Yeah. VVVVVV without flags may very well be in NP!

You're totally right! Here's a proof, assuming fixed room size.

For a particular set of crewmates rescued and trinkets collected, the current "status" of a player in a flagless VVVVVV game is determined by the following choices:

-Position (choices bounded by a linear function in the number of rooms).

-Velocity (bounded by a constant).

-Current gravity direction (2 choices).

-Location of most recent checkpoint (bounded by a linear function in the number of rooms).

-Current status of crumbling platforms in current room (bounded by a very large constant).

-Current location and velocity of enemies in current room (bounded by an even larger constant).

-Current location and velocity of moving platforms in current room (same).

-Whether each scriptbox or terminal in the current room has been activated (bounded by an

*even larger* constant).

-Whether grav lines, warp tokens, or platforms have been destroy()ed yet in the current room (8 choices).

And that's it, unless I'm forgetting something. So if we represent each combination of these choices as a vertex in a directed graph, and draw an edge from u to v if it's possible to get from state u to v in one tick of the game's clock (by some combination of pressing left, right, and/or action), then we've got a directed graph on a number of vertices that's quadratic in the number of rooms.

Some of those vertices (based on the position of Viridian) correspond to acquiring trinkets and some correspond to rescuing crewmen, and a solution involves picking those up in some particular sequence. But again, the number of trinkets (even ignoring the current cap at 20) and the number of crewmen (is there a cap? Even so....) is bounded by a linear function in the number of rooms.

So the total time to get from one position to the next trinket/crewman is O(n^2) since it's at most the diameter of the graph, and the total number of crewmates and trinkets is O(n), so the time to finish the level is O(n^3).

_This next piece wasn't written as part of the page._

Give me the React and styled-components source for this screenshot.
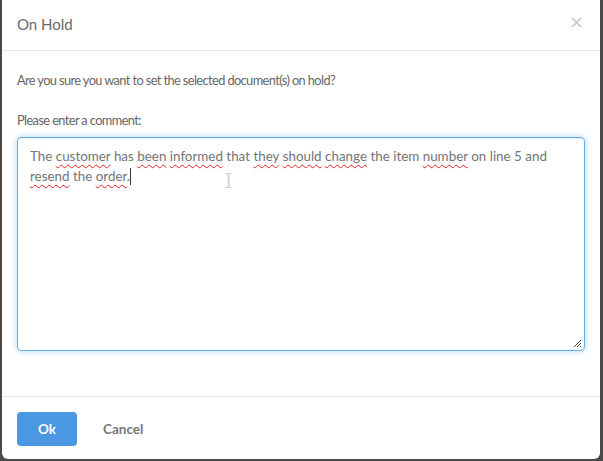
import React from 'react';
import styled, { createGlobalStyle } from 'styled-components';

const GlobalStyle = createGlobalStyle`
  html, body {
    margin: 0;
    padding: 0;
    background: #4a4a4a;
  }
  body {
    font-family: Lato, "Open Sans", sans-serif;
  }
`;

const Backdrop = styled.div`
  height: 461px;
  padding: 0 3px 2px 2px;
  box-sizing: border-box;
  display: flex;
  align-items: flex-end;
`;

const Modal = styled.div`
  width: 598px;
  height: 459px;
  background: #fff;
  border-radius: 0 0 6px 6px;
  display: flex;
  flex-direction: column;
  color: #666;
`;

const Header = styled.div`
  height: 51px;
  box-sizing: border-box;
  border-bottom: 1px solid #e5e5e5;
  display: flex;
  align-items: center;
  justify-content: space-between;
  padding: 0 16px 3px 15px;
`;

const Title = styled.h4`
  margin: 0;
  font-size: 15px;
  font-weight: 400;
  color: #6a6a6a;
`;

const Close = styled.button`
  border: 0;
  background: none;
  padding: 0;
  font-size: 18px;
  line-height: 1;
  color: #c8c8c8;
  font-family: "DejaVu Sans", sans-serif;
  cursor: pointer;
  margin-top: -3px;
`;

const Body = styled.div`
  flex: 1;
  padding: 19px 15px 0 15px;
  font-size: 12.8px;
  letter-spacing: -0.6px;
`;

const Text = styled.p`
  margin: 0 0 ${p => p.gap || 0}px;
  line-height: 20px;
`;

const Field = styled.div`
  position: relative;
  height: 214px;
  box-sizing: border-box;
  margin-top: 7px;
  padding: 8px 12px;
  border: 1px solid #66afe9;
  border-radius: 4px;
  box-shadow: inset 0 1px 1px rgba(0, 0, 0, 0.075), 0 0 6px rgba(102, 175, 233, 0.55);
  font-size: 13.4px;
  letter-spacing: 0;
  line-height: 20px;
  color: #747474;
`;

const Typo = styled.span`
  text-decoration: underline wavy #e02020;
  text-decoration-thickness: 1px;
  text-underline-offset: 3px;
  text-decoration-skip-ink: none;
`;

const Caret = styled.span`
  display: inline-block;
  width: 1px;
  height: 17px;
  background: #333;
  vertical-align: -4px;
`;

const Pointer = styled.svg`
  position: absolute;
  left: 207px;
  top: 35px;
`;

const Grip = styled.svg`
  position: absolute;
  right: 2px;
  bottom: 2px;
`;

const Footer = styled.div`
  height: 63px;
  box-sizing: border-box;
  border-top: 1px solid #e5e5e5;
  display: flex;
  align-items: flex-start;
  gap: 26px;
  padding: 15px 15px 0;
`;

const Button = styled.button`
  border: 0;
  border-radius: 4px;
  height: 34px;
  padding: 0 ${p => (p.primary ? 21 : 0)}px;
  min-width: ${p => (p.primary ? 59 : 0)}px;
  background: ${p => (p.primary ? '#4c97e2' : 'transparent')};
  color: ${p => (p.primary ? '#fff' : '#777')};
  font-family: Lato, "Open Sans", sans-serif;
  font-size: 13.5px;
  font-weight: 700;
  cursor: pointer;
`;

export default function App() {
  return (
    <>
      <GlobalStyle />
      <Backdrop>
        <Modal>
          <Header>
            <Title>On Hold</Title>
            <Close>×</Close>
          </Header>
          <Body>
            <Text gap={20}>Are you sure you want to set the selected document(s) on hold?</Text>
            <Text>Please enter a comment:</Text>
            <Field>
              The <Typo>customer</Typo> has <Typo>been</Typo> <Typo>informed</Typo> that{' '}
              <Typo>they</Typo> <Typo>should</Typo> <Typo>change</Typo> the item{' '}
              <Typo>number</Typo> on line 5 and <Typo>resend</Typo> the <Typo>order</Typo>.
              <Caret />
              <Pointer width="7" height="15" viewBox="0 0 7 15">
                <path d="M0.5 0.5h2.5v14H0.5M6.5 0.5H4v14h2.5" fill="none" stroke="#ccc" strokeWidth="1" />
              </Pointer>
              <Grip width="10" height="10" viewBox="0 0 10 10">
                <path d="M9 2L2 9M9 5L5 9M9 8L8 9" stroke="#444" strokeWidth="1" />
              </Grip>
            </Field>
          </Body>
          <Footer>
            <Button primary>Ok</Button>
            <Button>Cancel</Button>
          </Footer>
        </Modal>
      </Backdrop>
    </>
  );
}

Now granted, the cubic in question has a leading coefficient that's larger than the number of atoms in the universe, but a cubic is a cubic. So yay!

(Note: all of this falls apart if you let room sizes increase, like in The Tower but without the forced scrolling. I've almost succeeded in making a Towers of Hanoi puzzle using breaking platforms and moving enemies, to the point where I think a more clever designer could pull it off. Make a tall enough room and BAM! 2^n solving time.)

If I understood half of that... I might actually play it. But WHAT THE HELL ARE YOU EVEN TALKING ABOUT?!

Heh. No worries, you're only 14. But if you want to look up some of the terms you don't know on Wikipedia, I bet you'd find it enlightening and not that hard to understand. I learned most of this stuff when I was 16, and you seem like a reasonably smart kid, so it's worth a shot.

Awesome, awesome work. Always nice to learn something new. Nice to see such passion for this game. Great level design, too. Just one flaw - the crewmates can be skipped. I suggest you use gravlines to block the exit wires, and place a [flag(X, on) destroy(gravitylines)] script on top of the crewmate, and [ifflag(X, [destroy(gravitylines)]] on the entrances. That way you only have to beat the challenge once.

Yeah, I thought about that. But as far as the proof is concerned there's no problem with crewmates getting skipped. The point is that a solution

*exists* if and only if the formula can be satisfied, not that a solution is

*inevitable*. So we only need to "idiot-proof" the level enough that an incorrect player can't win. It's fine if a correct player can lose, as long as it's because of other decisions he made. I decided to leave it this way, just so that the level itself could be constructed without scripts. (Well, besides the music ones.)